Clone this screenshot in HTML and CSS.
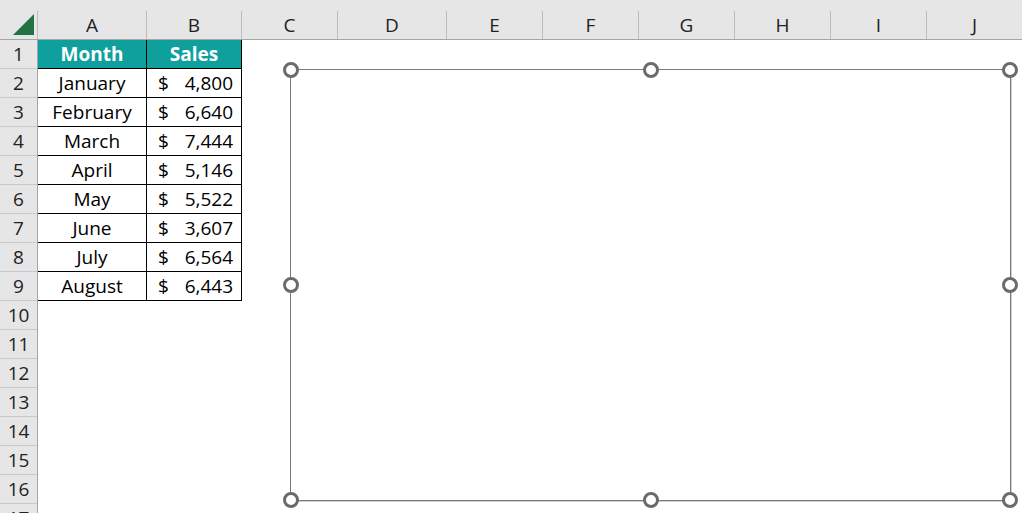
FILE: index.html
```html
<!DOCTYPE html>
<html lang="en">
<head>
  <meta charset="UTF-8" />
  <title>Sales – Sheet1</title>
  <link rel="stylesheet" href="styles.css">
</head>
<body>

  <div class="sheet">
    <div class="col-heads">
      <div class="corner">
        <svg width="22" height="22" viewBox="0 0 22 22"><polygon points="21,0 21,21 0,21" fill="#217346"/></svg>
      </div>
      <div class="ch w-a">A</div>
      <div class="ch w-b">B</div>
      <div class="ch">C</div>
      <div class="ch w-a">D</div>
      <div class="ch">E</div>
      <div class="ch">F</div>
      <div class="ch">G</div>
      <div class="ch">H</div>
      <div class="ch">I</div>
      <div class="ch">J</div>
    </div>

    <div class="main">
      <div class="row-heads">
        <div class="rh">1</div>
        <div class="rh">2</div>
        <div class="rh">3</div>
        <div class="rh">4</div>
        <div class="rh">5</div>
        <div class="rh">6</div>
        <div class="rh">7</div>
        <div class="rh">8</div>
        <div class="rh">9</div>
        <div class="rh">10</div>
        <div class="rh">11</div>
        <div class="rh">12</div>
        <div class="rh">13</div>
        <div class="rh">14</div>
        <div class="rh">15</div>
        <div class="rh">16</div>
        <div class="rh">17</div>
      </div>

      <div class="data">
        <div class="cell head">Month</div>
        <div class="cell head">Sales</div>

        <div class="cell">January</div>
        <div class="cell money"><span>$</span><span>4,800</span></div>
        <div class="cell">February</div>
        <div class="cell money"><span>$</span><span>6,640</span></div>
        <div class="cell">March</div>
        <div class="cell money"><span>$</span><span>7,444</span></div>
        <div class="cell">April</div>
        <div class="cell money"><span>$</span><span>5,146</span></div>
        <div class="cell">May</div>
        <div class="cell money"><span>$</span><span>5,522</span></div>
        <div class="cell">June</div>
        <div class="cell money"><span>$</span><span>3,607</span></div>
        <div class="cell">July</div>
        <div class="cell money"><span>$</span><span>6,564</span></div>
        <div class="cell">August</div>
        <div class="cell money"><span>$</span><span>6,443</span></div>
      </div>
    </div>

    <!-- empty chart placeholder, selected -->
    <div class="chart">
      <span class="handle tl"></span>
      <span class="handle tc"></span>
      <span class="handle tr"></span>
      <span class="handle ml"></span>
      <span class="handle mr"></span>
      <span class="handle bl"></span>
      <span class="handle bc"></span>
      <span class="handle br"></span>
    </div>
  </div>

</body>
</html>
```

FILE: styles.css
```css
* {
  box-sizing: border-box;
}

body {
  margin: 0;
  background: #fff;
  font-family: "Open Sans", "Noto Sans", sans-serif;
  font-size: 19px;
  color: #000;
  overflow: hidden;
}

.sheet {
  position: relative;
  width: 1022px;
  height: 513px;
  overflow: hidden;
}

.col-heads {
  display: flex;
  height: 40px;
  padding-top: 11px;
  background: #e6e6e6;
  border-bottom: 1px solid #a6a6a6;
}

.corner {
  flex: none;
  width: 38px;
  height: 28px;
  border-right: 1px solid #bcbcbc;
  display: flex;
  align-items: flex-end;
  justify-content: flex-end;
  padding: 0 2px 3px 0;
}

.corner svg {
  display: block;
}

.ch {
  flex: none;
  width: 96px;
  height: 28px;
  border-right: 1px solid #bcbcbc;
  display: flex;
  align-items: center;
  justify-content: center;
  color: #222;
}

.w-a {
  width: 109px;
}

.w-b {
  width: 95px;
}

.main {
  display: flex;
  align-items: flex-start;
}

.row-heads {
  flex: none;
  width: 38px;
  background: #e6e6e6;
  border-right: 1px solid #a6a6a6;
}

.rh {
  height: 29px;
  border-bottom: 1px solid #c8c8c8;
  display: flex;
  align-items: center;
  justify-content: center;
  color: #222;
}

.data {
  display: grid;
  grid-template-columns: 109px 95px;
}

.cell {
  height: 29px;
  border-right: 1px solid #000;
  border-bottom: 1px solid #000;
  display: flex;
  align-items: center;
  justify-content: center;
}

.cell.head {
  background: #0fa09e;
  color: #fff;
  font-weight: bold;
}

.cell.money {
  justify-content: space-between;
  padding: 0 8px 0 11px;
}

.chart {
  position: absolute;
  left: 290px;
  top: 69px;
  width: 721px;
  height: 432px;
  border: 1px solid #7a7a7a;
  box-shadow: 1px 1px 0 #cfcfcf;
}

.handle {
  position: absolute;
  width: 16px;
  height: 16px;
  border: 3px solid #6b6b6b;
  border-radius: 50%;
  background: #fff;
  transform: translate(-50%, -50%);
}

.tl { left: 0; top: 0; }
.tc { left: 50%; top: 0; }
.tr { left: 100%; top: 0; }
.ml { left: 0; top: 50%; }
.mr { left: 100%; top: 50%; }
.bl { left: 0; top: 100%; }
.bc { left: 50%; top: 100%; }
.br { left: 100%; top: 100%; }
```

------------------------------------------------

◆ Short task ◆
Restate the whole listing above exactly, please, omitting every image.

◆ Task response ◆
Clone this screenshot in HTML and CSS.
FILE: index.html
```html
<!DOCTYPE html>
<html lang="en">
<head>
  <meta charset="UTF-8" />
  <title>Sales – Sheet1</title>
  <link rel="stylesheet" href="styles.css">
</head>
<body>

  <div class="sheet">
    <div class="col-heads">
      <div class="corner">
        <svg width="22" height="22" viewBox="0 0 22 22"><polygon points="21,0 21,21 0,21" fill="#217346"/></svg>
      </div>
      <div class="ch w-a">A</div>
      <div class="ch w-b">B</div>
      <div class="ch">C</div>
      <div class="ch w-a">D</div>
      <div class="ch">E</div>
      <div class="ch">F</div>
      <div class="ch">G</div>
      <div class="ch">H</div>
      <div class="ch">I</div>
      <div class="ch">J</div>
    </div>

    <div class="main">
      <div class="row-heads">
        <div class="rh">1</div>
        <div class="rh">2</div>
        <div class="rh">3</div>
        <div class="rh">4</div>
        <div class="rh">5</div>
        <div class="rh">6</div>
        <div class="rh">7</div>
        <div class="rh">8</div>
        <div class="rh">9</div>
        <div class="rh">10</div>
        <div class="rh">11</div>
        <div class="rh">12</div>
        <div class="rh">13</div>
        <div class="rh">14</div>
        <div class="rh">15</div>
        <div class="rh">16</div>
        <div class="rh">17</div>
      </div>

      <div class="data">
        <div class="cell head">Month</div>
        <div class="cell head">Sales</div>

        <div class="cell">January</div>
        <div class="cell money"><span>$</span><span>4,800</span></div>
        <div class="cell">February</div>
        <div class="cell money"><span>$</span><span>6,640</span></div>
        <div class="cell">March</div>
        <div class="cell money"><span>$</span><span>7,444</span></div>
        <div class="cell">April</div>
        <div class="cell money"><span>$</span><span>5,146</span></div>
        <div class="cell">May</div>
        <div class="cell money"><span>$</span><span>5,522</span></div>
        <div class="cell">June</div>
        <div class="cell money"><span>$</span><span>3,607</span></div>
        <div class="cell">July</div>
        <div class="cell money"><span>$</span><span>6,564</span></div>
        <div class="cell">August</div>
        <div class="cell money"><span>$</span><span>6,443</span></div>
      </div>
    </div>

    <!-- empty chart placeholder, selected -->
    <div class="chart">
      <span class="handle tl"></span>
      <span class="handle tc"></span>
      <span class="handle tr"></span>
      <span class="handle ml"></span>
      <span class="handle mr"></span>
      <span class="handle bl"></span>
      <span class="handle bc"></span>
      <span class="handle br"></span>
    </div>
  </div>

</body>
</html>
```

FILE: styles.css
```css
* {
  box-sizing: border-box;
}

body {
  margin: 0;
  background: #fff;
  font-family: "Open Sans", "Noto Sans", sans-serif;
  font-size: 19px;
  color: #000;
  overflow: hidden;
}

.sheet {
  position: relative;
  width: 1022px;
  height: 513px;
  overflow: hidden;
}

.col-heads {
  display: flex;
  height: 40px;
  padding-top: 11px;
  background: #e6e6e6;
  border-bottom: 1px solid #a6a6a6;
}

.corner {
  flex: none;
  width: 38px;
  height: 28px;
  border-right: 1px solid #bcbcbc;
  display: flex;
  align-items: flex-end;
  justify-content: flex-end;
  padding: 0 2px 3px 0;
}

.corner svg {
  display: block;
}

.ch {
  flex: none;
  width: 96px;
  height: 28px;
  border-right: 1px solid #bcbcbc;
  display: flex;
  align-items: center;
  justify-content: center;
  color: #222;
}

.w-a {
  width: 109px;
}

.w-b {
  width: 95px;
}

.main {
  display: flex;
  align-items: flex-start;
}

.row-heads {
  flex: none;
  width: 38px;
  background: #e6e6e6;
  border-right: 1px solid #a6a6a6;
}

.rh {
  height: 29px;
  border-bottom: 1px solid #c8c8c8;
  display: flex;
  align-items: center;
  justify-content: center;
  color: #222;
}

.data {
  display: grid;
  grid-template-columns: 109px 95px;
}

.cell {
  height: 29px;
  border-right: 1px solid #000;
  border-bottom: 1px solid #000;
  display: flex;
  align-items: center;
  justify-content: center;
}

.cell.head {
  background: #0fa09e;
  color: #fff;
  font-weight: bold;
}

.cell.money {
  justify-content: space-between;
  padding: 0 8px 0 11px;
}

.chart {
  position: absolute;
  left: 290px;
  top: 69px;
  width: 721px;
  height: 432px;
  border: 1px solid #7a7a7a;
  box-shadow: 1px 1px 0 #cfcfcf;
}

.handle {
  position: absolute;
  width: 16px;
  height: 16px;
  border: 3px solid #6b6b6b;
  border-radius: 50%;
  background: #fff;
  transform: translate(-50%, -50%);
}

.tl { left: 0; top: 0; }
.tc { left: 50%; top: 0; }
.tr { left: 100%; top: 0; }
.ml { left: 0; top: 50%; }
.mr { left: 100%; top: 50%; }
.bl { left: 0; top: 100%; }
.bc { left: 50%; top: 100%; }
.br { left: 100%; top: 100%; }
```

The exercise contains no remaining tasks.